Without any idea of becoming an artist – such a career was not in her bourgeois family’s repertoire of possible destinies for a woman – Münter kept a sketchbook from a very early age. Seeing and drawing, as she put it, rather than using words, was “her thing.” 4 By 1897 when she was 20 years of age, her older brother Carl (“Charly,” as she called him) was sufficiently impressed by her unflagging commitment to drawing and by her proficiency at it, to suggest that she might take some art lessons in Düsseldorf, about a hundred miles from Coblenz where the family was then living — not, to be sure, at the celebrated Art Academy there (even if a serious career as an artist had been envisaged either by Münter herself or by her family, it would have been very difficult to arrange, since none of the established art academies admitted women at this time), but as a private student of the local painter, etcher, and lithographer Ernst Bosch (1834- 1917). Like his teachers at the Düsseldorf Academy Bosch was primarily a painter of portraits and genre scenes. 5 Münter’s talent for simplified line drawing did not impress him or appeal to him and she, on her side, was not inspired by his instruction. Within a few months she had given up and switched to another, younger, and more up-to-date teacher, Willy Spatz (1861-1931), at the so-called “Damen-Kunstschule” [Ladies’ Art School] in Düsseldorf. That turned out to be not much of an improvement and in July 1898, Münter wrote Carl that she planned to leave Düsseldorf. 6  It was not until 1901 that she again undertook more serious instruction in art, signing up for classes with Maximilian Dasio (1865-1954) and the Munich Secession artist Angelo Jank (1868-1940) at the “Schule des Künstlerinnen-Vereins” [Lady-Artists’ League School] in Munich (figs. 38-41) and it was only in the Winter of 1901-2 that she enrolled in the “Phalanx School,” newly founded in Munich by Wassily Kandinsky and his sculptor friend Wilhelm Hüsgen.

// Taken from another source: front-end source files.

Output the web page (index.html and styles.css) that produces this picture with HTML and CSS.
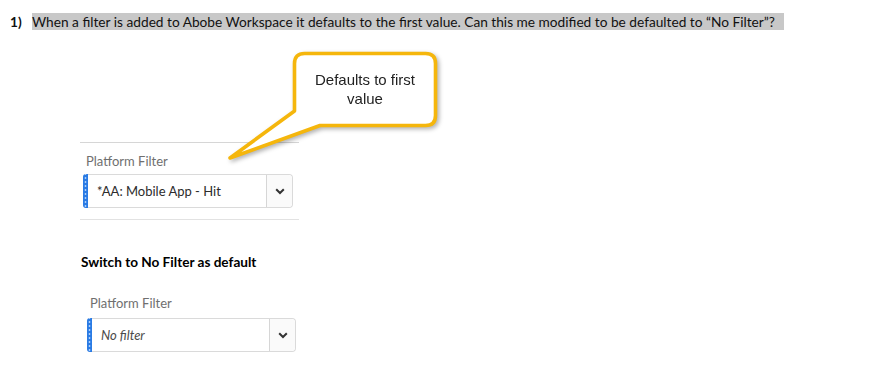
FILE: index.html
```html
<!DOCTYPE html>
<html lang="en">
<head>
    <meta charset="UTF-8">
    <title>Filter defaults</title>
    <link rel="stylesheet" href="styles.css">
</head>
<body>
    <p class="question"><span class="num">1)</span><span class="hl">When a filter is added to Abobe Workspace it defaults to the first value. Can this me modified to be defaulted to “No Filter”?</span></p>

    <div class="callout">
        <svg width="225" height="118" viewBox="0 0 225 118">
            <path d="M84.5,5.5 H205.5 Q215.5,5.5 215.5,15.5 V67.5 Q215.5,77.5 205.5,77.5 H100 L10,110 L74.5,63 V15.5 Q74.5,5.5 84.5,5.5 Z" fill="#fff" stroke="#f5b60c" stroke-width="3.6" stroke-linejoin="round"/>
        </svg>
        <div class="callout-text">Defaults to first<br>value</div>
    </div>

    <section class="panel panel-lined">
        <div class="panel-label">Platform Filter</div>
        <div class="picker">
            <span class="grip"></span>
            <span class="picker-value">*AA: Mobile App - Hit</span>
            <span class="picker-btn">
                <svg width="10" height="7" viewBox="0 0 10 7"><polyline points="1.2,1.2 5,5 8.8,1.2" fill="none" stroke="#333" stroke-width="2"/></svg>
            </span>
        </div>
    </section>

    <p class="subhead">Switch to No Filter as default</p>

    <section class="panel panel-second">
        <div class="panel-label">Platform Filter</div>
        <div class="picker">
            <span class="grip"></span>
            <span class="picker-value empty">No filter</span>
            <span class="picker-btn">
                <svg width="10" height="7" viewBox="0 0 10 7"><polyline points="1.2,1.2 5,5 8.8,1.2" fill="none" stroke="#333" stroke-width="2"/></svg>
            </span>
        </div>
    </section>
</body>
</html>
```

FILE: styles.css
```css
* {
    margin: 0;
    padding: 0;
    box-sizing: border-box;
}
body {
    font-family: Lato, "Open Sans", sans-serif;
    background-color: #ffffff;
    color: #000;
    padding-top: 13px;
    position: relative;
    width: 878px;
    height: 370px;
    overflow: hidden;
}
.question {
    display: flex;
    font-size: 13.7px;
    line-height: 17px;
    color: #111;
}
.num {
    font-weight: bold;
    width: 32px;
    padding-left: 10px;
}
.hl {
    background-color: #c8c8c8;
    padding-right: 9px;
}
.callout {
    position: absolute;
    left: 220px;
    top: 48px;
    width: 225px;
    height: 118px;
    filter: drop-shadow(2px 2px 2px rgba(0, 0, 0, 0.3));
}
.callout svg {
    display: block;
}
.callout-text {
    position: absolute;
    left: 73px;
    top: 22px;
    width: 144px;
    text-align: center;
    font-family: "Liberation Sans", Arial, sans-serif;
    font-size: 15px;
    line-height: 19px;
    color: #222;
}
.panel {
    width: 219px;
}
.panel-lined {
    margin: 112px 0 0 80px;
    border-top: 1px solid #d6d6d6;
    border-bottom: 1px solid #e2e2e2;
    padding: 10px 0 11px 3px;
}
.panel-label {
    font-size: 13px;
    line-height: 16px;
    color: #6f6f6f;
    padding-left: 3px;
    margin-bottom: 5px;
}
.picker {
    display: flex;
    align-items: stretch;
    width: 210px;
    height: 34px;
    border: 1px solid #dadada;
    border-left: none;
    border-radius: 4px;
    background: #fff;
}
.grip {
    width: 5px;
    border-radius: 3px 0 0 3px;
    background-color: #2a7be4;
    background-image: radial-gradient(circle at 2.5px 2px, #a9cdfa 0.8px, transparent 1.2px);
    background-size: 5px 4px;
    background-position: 0 6px;
    background-repeat: repeat-y;
    margin-top: -1px;
    margin-bottom: -1px;
}
.picker-value {
    flex: 1;
    padding-left: 9px;
    font-size: 13px;
    line-height: 32px;
    color: #2c2c2c;
}
.picker-value.empty {
    font-style: italic;
    color: #4b4b4b;
}
.picker-btn {
    width: 26px;
    border-left: 1px solid #d6d6d6;
    display: flex;
    align-items: center;
    justify-content: center;
    background: #fafafa;
    border-radius: 0 4px 4px 0;
}
.subhead {
    margin: 33px 0 0 81px;
    font-size: 13.6px;
    line-height: 18px;
    font-weight: bold;
}
.panel-second {
    margin: 24px 0 0 84px;
    padding-left: 3px;
}
.panel-second .panel-label {
    margin-bottom: 7px;
}
.panel-second .picker {
    width: 209px;
}
```
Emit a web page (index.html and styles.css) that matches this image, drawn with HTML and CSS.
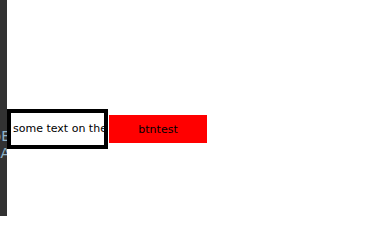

Here, in a class taught by Kandinsky, her native talent was finally recognized and encouraged by her teacher.

Show 6 footnotes

  1. “Ich bin von Kindheit auf so ans Zeichnen gewöhnt, dass ich später, als ich zum Malen kam — es war in meinen zwanziger Jahren — den Eindruck hatte, es sei mir angeboren, während ich das Malen erst lernen musste.” (“Bekenntnisse und Erinnerungen,” in Gabriele Münter. Menschenbilder in Zeichnungen. Zwanzig Lichtdrucktafeln, ed. G.F. Hartlaub (as in note 5, “A Limited Reputation in the U.S”), final four unnumbered pages.) In the same vein: “Meine frühe Neigung zum Zeichnen kam ganz aus mir selbst. Als ich 14 Jahre alt war, fiel die Treffsicherheit auf, mit der ich Köpfe meiner Umgebung in blossem Umriss wiedergab” (“My early propensity for drawing came entirely from inside me. At the age of 14 the accuracy with which I depicted by means of simple outlines the heads of people in my environment attracted attention.”) (“Gabriele Münter über sich selbst,” Das Kunstwerk, vol. 2, no. 7 (1948). p. 25) Annegret Hoberg points out that in her painting from about 1906 on “Münter (was) clearly continuing to develop the Post- Impressionist technique of cloisonnisme, derived from Paul Gauguin and imparted to her by Alexej Jawlensky” (a close associate of Münter and Kandinsky). (“The Life and Work of Gabriele Münter,” in Gabriele Münter: The Search for Expression 1906-1917, exh. cat. (London: Courtauld Institute Art Gallery and Paul Holberton Publishing, 2005), pp. 21-41 )
  2. Cit. by Annegret Hoberg from an entry in Münter’s diary in “The Life and Work of Gabriele Münter,” Gabriele Münter: The Search for Expression 1906-1917 (as in the previous note), p. 27.
  3. “Von nun an (1908-LG) bemühte ich mich nicht mehr um die nachrechenbare ‘richtige’ Form der Dinge. Und doch habe ich nie die Natur ‘überwinden,’ zerschlagen oder gar verhöhnen wollen. Ich stellte die Welt dar, wie sie mir wesentlich schien, wie sie mich packte.” (“Gabriele Münter über sich selbst,” as in “1. A Limited Reputation in the US, “note 1, p. 25) In this respect, Münter seems especially close to Macke, who also tried his hand at but did not, in the end, much practice pure abstraction. Probably the Fauves, along to some extent with folk art, were the most enduring influence on her work, in contrast to Kandinsky, who — though also much affected by the Fauves and by folk art in the first decade of the 20th century — soon moved beyond them. The author of the short notice in the Dalzell Hatfield Gallery catalogue of 1960 (unsigned but probably Hatfield himself) describes her as “one of the first and most talented German Fauve painters,” and “the most dedicated of all the French or German Fauve artists. She never deserted the Fauve style of painting as the others did.”
  4. “Meine Sache ist das Sehen, das Malen und Zeichnen, nicht das Reden” (opening words of “Bekenntnisse und Erinnerungen,” as in note 1 above).
  5. On Bosch, see, see http://www.paynefinearts.com/bosch.html; http://collection.mam.org/artist.php?id=705 http://www.artoftheprint.com/artistpages/bosch_ernst_passing_train.htm; http://www.philamuseum.org/collections/permanent/11891.html; https://www.invaluable.com/artist/bosch- ernst-225purvl00
  6. See

    Gisela Kleine, Gabriele Münter und Wassily Kandinsky: Biographie eines Paares (as in “1.  A Limited Reputation in the US,” note 4), p. 56; Johannes Eichner, Kandinsky und Gabriele Münter (as in “1.  A Limited Reputation in the US,” note 4), p. 33.